The Bush administration has so far boycotted those negotiations, which are called the "Oslo Process" after the capital of Norway where the initiative was launched earlier this year.

"With this law, Congress helps move the U.S. closer to the position of most of its NATO partners and other U.S. allies," according to Ken Rutherford, co- founder of the Landmine Survivors Network.

The U.S. exports cluster bombs – munitions that, when exploded, saturate a specific target area with hundreds of sub-munitions, "bomblets" – to 28 countries, including Egypt, Indonesia, Morocco, Pakistan, Saudi Arabia, as well as Israel.

Washington has a stockpile of nearly one billion sub-munitions, according to HRW. One system widely used and exported by the U.S. is the M26 rocket, which is fired by the Multiple Launch Rocket System (MLRS). One MLRS volley launches 12 M26 rockets that eject nearly 8,000 sub-munitions over a 200 x 400 metre area in which any living thing exposed at the time of fire would almost certainly be killed or gravely wounded.

Moreover, the M26 rocket, like many other kinds of cluster munitions, has a failure rate of 16 percent. Thus, one volley could result in more than 1,000 "duds" or unexploded sub-munitions – which, due to their size and bright colouring, may be attractive to children – littering the area long after the volley has been fired or hostilities have ceased.
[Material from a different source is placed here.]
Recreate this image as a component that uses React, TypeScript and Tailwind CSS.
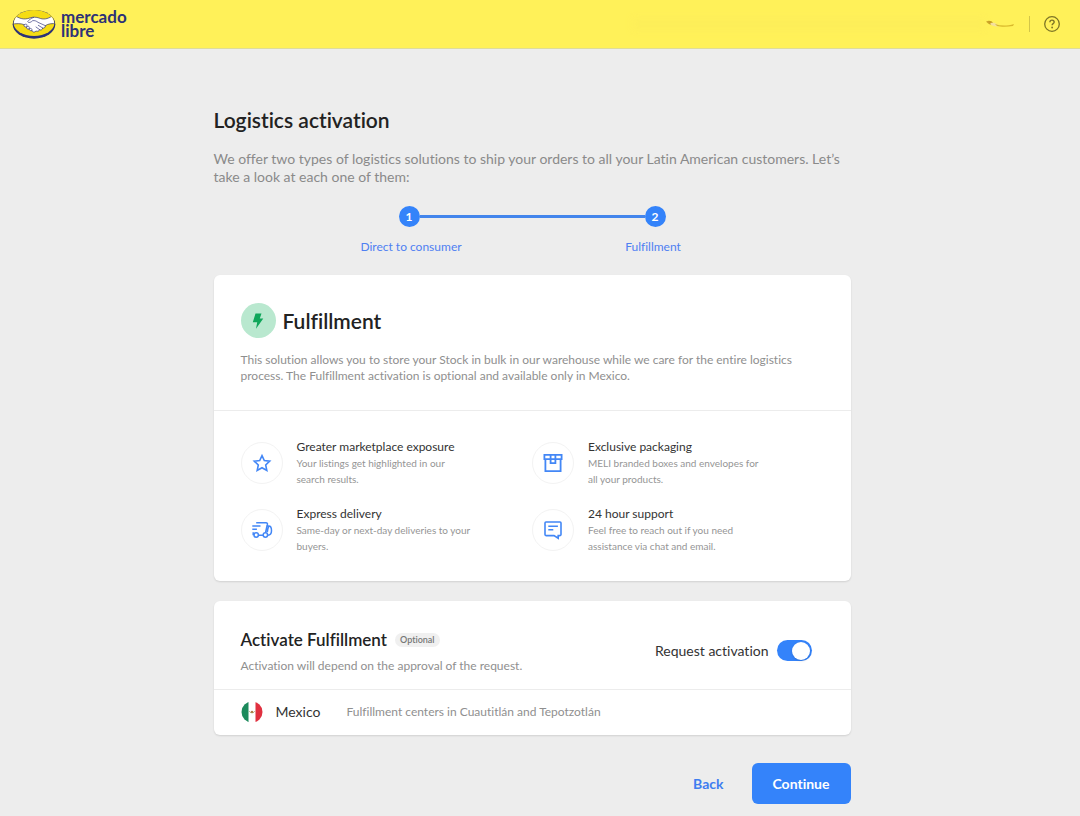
import React, { useState } from "react";

type Benefit = {
  title: string;
  lines: string[];
  icon: React.ReactNode;
};

const iconProps = {
  viewBox: "0 0 24 24",
  fill: "none",
  stroke: "currentColor",
  strokeWidth: 1.6,
  className: "w-6 h-6",
  "aria-hidden": true,
};

const benefits: Benefit[] = [
  {
    title: "Greater marketplace exposure",
    lines: ["Your listings get highlighted in our", "search results."],
    icon: (
      <svg {...iconProps}>
        <path d="M12 4.6l2.3 5 5.4.6-4 3.8 1.1 5.4-4.8-2.7-4.8 2.7 1.1-5.4-4-3.8 5.4-.6z" />
      </svg>
    ),
  },
  {
    title: "Exclusive packaging",
    lines: ["MELI branded boxes and envelopes for", "all your products."],
    icon: (
      <svg {...iconProps} strokeWidth={1.8}>
        <path d="M3.4 3.9h17.200v4.200H3.400zM4.400 8.100v12h15.200v-12M9.600 3.900v8.200h4.800V3.900" />
      </svg>
    ),
  },
  {
    title: "Express delivery",
    lines: ["Same-day or next-day deliveries to your", "buyers."],
    icon: (
      <svg {...iconProps} strokeWidth={1.5}>
        <path d="M6.2 4.800h9.800c1.100 0 1.600.6 1.400 1.600l-.4 1.600M2.300 8h8.200M2.300 11.200h4.600M3.200 14.200v2.300h.8M8.300 17.300h4.900M16.800 8h2c1.800 0 2.700 2.400 2.700 4.700 0 2.600-1 4.300-3.600 4.500M18.800 8c-.9 2.100-1.300 4-1.500 6.300M17 7.800l-1.500 6.900" />
        <circle cx="6.200" cy="17" r="2.200" />
        <circle cx="15.400" cy="17" r="2.200" />
      </svg>
    ),
  },
  {
    title: "24 hour support",
    lines: ["Feel free to reach out if you need", "assistance via chat and email."],
    icon: (
      <svg {...iconProps}>
        <path d="M5 4h14c.6 0 1 .4 1 1v11.600c0 .6-.4 1-1 1h-1.800v2.600l-4.200-2.600H5c-.6 0-1-.4-1-1V5c0-.6.4-1 1-1zM7.300 8.300h9.600M7.300 11.700h5" />
      </svg>
    ),
  },
];

function Logo() {
  return (
    <a href="#" aria-label="mercado libre" className="flex items-center gap-[5px] text-[#2d3277]">
      <svg viewBox="0 0 130 90" className="w-11 h-[30px]" aria-hidden="true">
        <defs>
          <clipPath id="oval">
            <ellipse cx="65" cy="42" rx="60" ry="38" />
          </clipPath>
        </defs>
        <ellipse cx="65" cy="46" rx="64" ry="43" fill="#2d3277" />
        <ellipse cx="65" cy="42" rx="61" ry="39" fill="#f5dc14" />
        <g clipPath="url(#oval)" stroke="#2d3277" strokeWidth="2" strokeLinejoin="round" strokeLinecap="round">
          <path
            fill="#fff"
            d="M10 21C28 33 42 31 55 26C62 24 72 24 80 27C92 32 105 31 120 21L134 44C118 43 108 44 99 50C99 56 95 58 91 57C90 62 86 64 82 62C80 67 75 68 71 66C67 71 61 70 59 65C55 66 51 64 50 60C45 61 41 58 43 54C36 54 33 51 36 47C25 43 12 43 -2 46Z"
          />
          <path
            fill="none"
            d="M64 25C56 28 48 34 46 38C49 43 56 40 61 35C67 34 72 36 77 40L99 50M78 49L91 57M71 54L82 62M36 47C42 43 46 46 43 54C49 49 53 53 50 60C56 56 60 59 59 65"
          />
        </g>
      </svg>
      <span className="text-[17px] leading-[14px] font-bold">
        mercado
        <br />
        libre
      </span>
    </a>
  );
}

function Header() {
  return (
    <header className="flex h-[49px] items-center justify-between border-b border-[#dedc9b] bg-[#fff159] pl-3 pr-5">
      <Logo />
      <div className="flex items-center">
        <div className="h-3 w-88 bg-[#fdee59] blur-[3px]" />
        <svg viewBox="0 0 30 8" className="h-2 w-[30px]" aria-hidden="true">
          <path d="M1 1.500C4 0 7 1 8 3L6 5C4 4 2 3 1 1.500Z" fill="#c49a22" />
          <path d="M6 3C9 2 12 4 15 6C11 7 7 6 5 4Z" fill="#f3dfa0" />
          <path d="M10 4C16 6 22 6 29 4L28 6C22 7 16 7 12 6Z" fill="#d9b92c" />
        </svg>
        <span className="ml-[14px] mr-[14px] h-4 w-px bg-[#d3c648]" />
        <button type="button" aria-label="Help" className="text-[#7d7526]">
          <svg viewBox="0 0 16 16" className="h-4 w-4" fill="none" stroke="currentColor" aria-hidden="true">
            <circle cx="8" cy="8" r="7.300" strokeWidth="1.300" />
            <path d="M5.900 6.300c0-2.800 4.300-2.800 4.300-.2 0 1.500-2.100 1.500-2.100 3.200" strokeWidth="1.400" />
            <circle cx="8.100" cy="11.500" r=".9" fill="currentColor" stroke="none" />
          </svg>
        </button>
      </div>
    </header>
  );
}

function Steps() {
  return (
    <div className="mt-5">
      <div className="mx-auto flex w-[267px] items-center text-xs font-bold text-white">
        <span className="flex h-[21px] w-[21px] items-center justify-center rounded-full bg-[#3483fa]">1</span>
        <span className="h-[3px] flex-1 bg-[#4385ec]" />
        <span className="flex h-[21px] w-[21px] items-center justify-center rounded-full bg-[#3483fa]">2</span>
      </div>
      <div className="mx-auto mt-3 grid w-[484px] grid-cols-2 text-center text-xs text-[#4f80f2]">
        <span>Direct to consumer</span>
        <span>Fulfillment</span>
      </div>
    </div>
  );
}

function MexicoFlag() {
  return (
    <svg viewBox="0 0 22 22" className="h-[22px] w-[22px]" aria-hidden="true">
      <defs>
        <clipPath id="flag">
          <circle cx="11" cy="11" r="10.500" />
        </clipPath>
      </defs>
      <g clipPath="url(#flag)">
        <path fill="#fff" d="M0 0h22v22H0z" />
        <path fill="#1c8a5c" d="M0 0h7.500v22H0z" />
        <path fill="#e0303f" d="M14.500 0H22v22h-7.500z" />
      </g>
      <path d="M8.500 10.300c.5 2 4.500 2 5 0" stroke="#9c9a5c" strokeWidth="1" fill="none" />
      <circle cx="11" cy="10.800" r="1.100" fill="#a9763d" />
    </svg>
  );
}

export default function App() {
  const [requested, setRequested] = useState(true);

  return (
    <div className="min-h-screen bg-[#ededed] font-['Lato',sans-serif] text-[#333] [font-variant-ligatures:none]">
      <Header />
      <main className="pr-4 pb-3">
        <div className="mx-auto max-w-[637px]">
          <h1 className="pt-[59px] text-[21px] leading-6 font-semibold text-[#222]">Logistics activation</h1>
          <p className="mt-[18px] text-sm leading-[18px] text-[#8a8a8a]">
            We offer two types of logistics solutions to ship your orders to all your Latin American customers. Let’s
            take a look at each one of them:
          </p>

          <Steps />

          <section className="mt-5 rounded-md bg-white shadow-[0_1px_2px_rgba(0,0,0,0.12)]">
            <div className="border-b border-[#ececec] px-[27px] pt-7 pb-[26px]">
              <div className="flex items-center gap-[7px]">
                <span className="flex h-[35px] w-[35px] items-center justify-center rounded-full bg-[#b9e8cf]">
                  <svg viewBox="0 0 12 16" className="h-4 w-3" aria-hidden="true">
                    <path d="M3.500.5h6L7.800 5.600h3.500L4 15.800l1.200-6.600H.8z" fill="#0fa65a" />
                  </svg>
                </span>
                <h2 className="text-[21px] leading-6 font-semibold text-[#222]">Fulfillment</h2>
              </div>
              <p className="mt-[14px] text-xs text-[#8f8f8f]">
                This solution allows you to store your Stock in bulk in our warehouse while we care for the entire
                logistics process. The Fulfillment activation is optional and available only in Mexico.
              </p>
            </div>
            <ul className="grid grid-cols-2 gap-y-[19px] px-[27px] pt-7 pb-[27px]">
              {benefits.map((benefit) => (
                <li key={benefit.title} className="flex items-center gap-[14px]">
                  <span className="flex h-[42px] w-[42px] shrink-0 items-center justify-center rounded-full border border-[#f3f3f3] text-[#4387f6]">
                    {benefit.icon}
                  </span>
                  <div>
                    <h3 className="text-xs">{benefit.title}</h3>
                    <p className="text-[10px] leading-4 text-[#959595]">
                      {benefit.lines[0]}
                      <br />
                      {benefit.lines[1]}
                    </p>
                  </div>
                </li>
              ))}
            </ul>
          </section>

          <section className="mt-5 rounded-md bg-white shadow-[0_1px_2px_rgba(0,0,0,0.12)]">
            <div className="flex items-start justify-between border-b border-[#ececec] pt-[29px] pr-[39px] pb-[15px] pl-[27px]">
              <div>
                <div className="flex items-center gap-2">
                  <h2 className="text-[17px] leading-5 font-semibold text-[#222]">Activate Fulfillment</h2>
                  <span className="rounded-full bg-[#f0f0f0] px-[5px] text-[9px] leading-[14px] font-semibold text-[#777]">
                    Optional
                  </span>
                </div>
                <p className="mt-2 text-xs text-[#8f8f8f]">
                  Activation will depend on the approval of the request.
                </p>
              </div>
              <label className="flex items-center gap-2 pt-[10px] text-sm">
                Request activation
                <input
                  type="checkbox"
                  checked={requested}
                  onChange={(e) => setRequested(e.target.checked)}
                  className="flex h-[21px] w-[35px] appearance-none items-center rounded-full bg-[#bfbfbf] px-[2px] before:h-[18px] before:w-[18px] before:rounded-full before:bg-white before:shadow checked:justify-end checked:bg-[#3483fa]"
                />
              </label>
            </div>
            <div className="flex items-center px-[27px] pt-[11px] pb-3">
              <MexicoFlag />
              <span className="ml-[13px] w-[71px] text-sm">Mexico</span>
              <span className="text-xs text-[#8f8f8f]">
                Fulfillment centers in Cuautitlán and Tepotzotlán
              </span>
            </div>
          </section>

          <div className="mt-7 flex justify-end gap-2 text-sm font-bold">
            <button type="button" className="px-5 text-[#3f7df0]">
              Back
            </button>
            <button type="button" className="h-[41px] w-[99px] rounded-md bg-[#3483fa] text-white">
              Continue
            </button>
          </div>
        </div>
      </main>
    </div>
  );
}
Such unexploded munitions have caused thousands of civilian casualties in Afghanistan, Iraq, Kosovo, Laos, Lebanon, and Vietnam, as well as southern Lebanon, in recent years.

"This law recognises the need to prevent cluster bombs from being used in civilian-populated areas," said Colby Goodman, who directs the Child Soldiers and Arms Transfers programme at the U.S. section of Amnesty International (AIUSA). "Congress has taken an important step to protect innocent lives and to demonstrate respect for international humanitarian law," according to AIUSA.